Understanding Aphantasia and Its Impact
I carried out an experiment the other day when going to collect my son from university. His uni is 150 miles away from my house. I’ve done the route many times, but I usually have the satnav assistance. I decided to try it without. Before I left, I attempted to visualize the route I would take. What became apparent was that rather than visualize it, I was sequentially listing markers or waypoints. Sure enough, whilst driving, I had no real sense of where I was until I came across the waypoints. I got there (and back) but sometimes didn’t know where I was. This would certainly explain how before satnav it could take me an age to get to where I was heading!
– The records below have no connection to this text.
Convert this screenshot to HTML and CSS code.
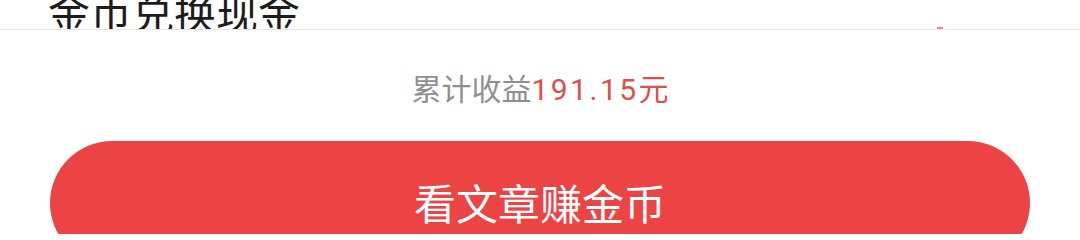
FILE: index.html
```html
<!DOCTYPE html>
<html lang="zh-CN">
<head>
<meta charset="utf-8">
<link rel="stylesheet" href="styles.css">
</head>
<body>
<div class="header">
  <div class="title">金币兑换现金</div>
  <span class="mark"></span>
</div>
<div class="income"><span class="label">累计收益</span><span class="amount">191.15</span><span class="unit">元</span></div>
<div class="btn">看文章赚金币</div>
</body>
</html>
```
FILE: styles.css
```css
html, body {
  margin: 0;
  padding: 0;
  background: #ffffff;
}
body {
  width: 1080px;
  height: 234px;
  overflow: hidden;
  font-family: "Noto Sans CJK SC", "Noto Sans", sans-serif;
}
.header {
  height: 29px;
  border-bottom: 1px solid #e6e6e6;
  overflow: hidden;
  display: flex;
  justify-content: space-between;
  align-items: flex-start;
  padding-left: 48px;
  padding-right: 137px;
}
.title {
  margin-top: -10px;
  font-size: 42px;
  line-height: 42px;
  color: #1c1c1c;
}
.mark {
  align-self: flex-end;
  width: 6px;
  height: 2px;
  background: #e98a88;
}
.income {
  padding-top: 37px;
  height: 40px;
  text-align: center;
  font-size: 30px;
  line-height: 40px;
}
.label {
  color: #8f8f8f;
}
.amount {
  color: #d9504c;
  letter-spacing: 2.5px;
  font-family: "Roboto", "Noto Sans", sans-serif;
}
.unit {
  color: #d9504c;
}
.btn {
  margin: 34px 50px 0;
  height: 124px;
  border-radius: 62px;
  background: #ec4444;
  color: #ffffff;
  font-size: 42px;
  line-height: 122px;
  text-align: center;
}
```
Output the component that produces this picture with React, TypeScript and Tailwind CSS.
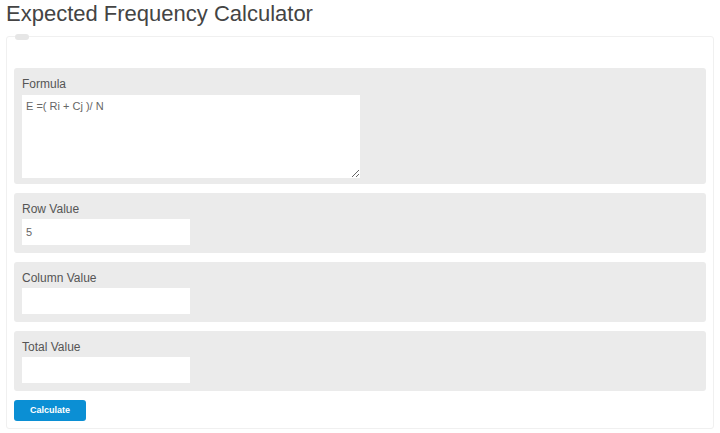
import React, { useState } from 'react';

const Field: React.FC<{ label: string; value: string; onChange: (v: string) => void }> = ({ label, value, onChange }) => (
    <div className="bg-[#ebebeb] rounded-[3px] px-2 pt-2 pb-[8px]">
        <label className="block text-[12px] leading-4 text-[#555] mb-[2px]">{label}</label>
        <input
            type="text"
            className="block w-[168px] h-[26px] bg-white px-1 text-[11px] text-[#666] outline-none"
            value={value}
            onChange={(e) => onChange(e.target.value)}
        />
    </div>
);

const App: React.FC = () => {
    const [row, setRow] = useState('5');
    const [col, setCol] = useState('');
    const [total, setTotal] = useState('');

    return (
        <div className="w-[720px] h-[433px] bg-white overflow-hidden" style={{ fontFamily: '"Liberation Sans", Arial, sans-serif' }}>
            <h1 className="text-[22px] leading-[28px] text-[#444] pl-[6px]">Expected Frequency Calculator</h1>

            <div className="relative ml-[6px] mt-[8px] w-[708px] border border-[#f0f0f0] rounded-[3px] px-[7px] pt-[31px] pb-[7px]">
                {/* empty legend */}
                <div className="absolute left-[8px] -top-[3px] w-[14px] h-[6px] rounded-full bg-[#e6e6e6]" />

                <div className="flex flex-col gap-[9px]">
                    <div className="bg-[#ebebeb] rounded-[3px] px-2 pt-2 pb-[6px]">
                        <label className="block text-[12px] leading-4 text-[#555] mb-[3px]">Formula</label>
                        <textarea
                            className="block w-[338px] h-[83px] bg-white px-1 py-1 text-[11px] leading-[14px] text-[#666] outline-none"
                            defaultValue="E =( Ri + Cj )/ N"
                        />
                    </div>
                    <Field label="Row Value" value={row} onChange={setRow} />
                    <Field label="Column Value" value={col} onChange={setCol} />
                    <Field label="Total Value" value={total} onChange={setTotal} />
                </div>

                <button className="mt-[9px] w-[72px] h-[21px] rounded-[3px] bg-[#0b8fd4] text-white text-[9px] font-bold">
                    Calculate
                </button>
            </div>
        </div>
    );
};

export default App;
So, besides a realization that perhaps I navigate the World differently to some, what does the revelation that I am probably aphantastic actually mean to me? Well, in all honestly, not a lot.
It has never (knowingly) impeded my progress in my career; maybe it has even helped as I am able to focus intently on a task and block out all distractions (particularly useful in my analyst days), both internal and external. Possibly, creative activities aren’t as forthcoming for me, but learning strong foundations to apply when needed seems to work – it just may take me longer to get to the point of application. I’ve even been creatively writing recently and manage to do it without visualizing – I literally do not know where the story is going until I put pen to paper. I have noticed that my stories don’t tend to visually characterize and believe that I would need a photo of someone to develop a character in any depth. I’ve always had to write and draw things as people explain concepts and I am always continuously flummoxed by how a movie director can determine how they want the movie to play out.
One thing that I do find annoying is that before I knew all about this, my daughter was studying Psychology at the University of Exeter, home of what is arguably the centre of Aphantasia research with Adam Zeman and I was there regularly and potentially missed quite an opportunity to get more involved.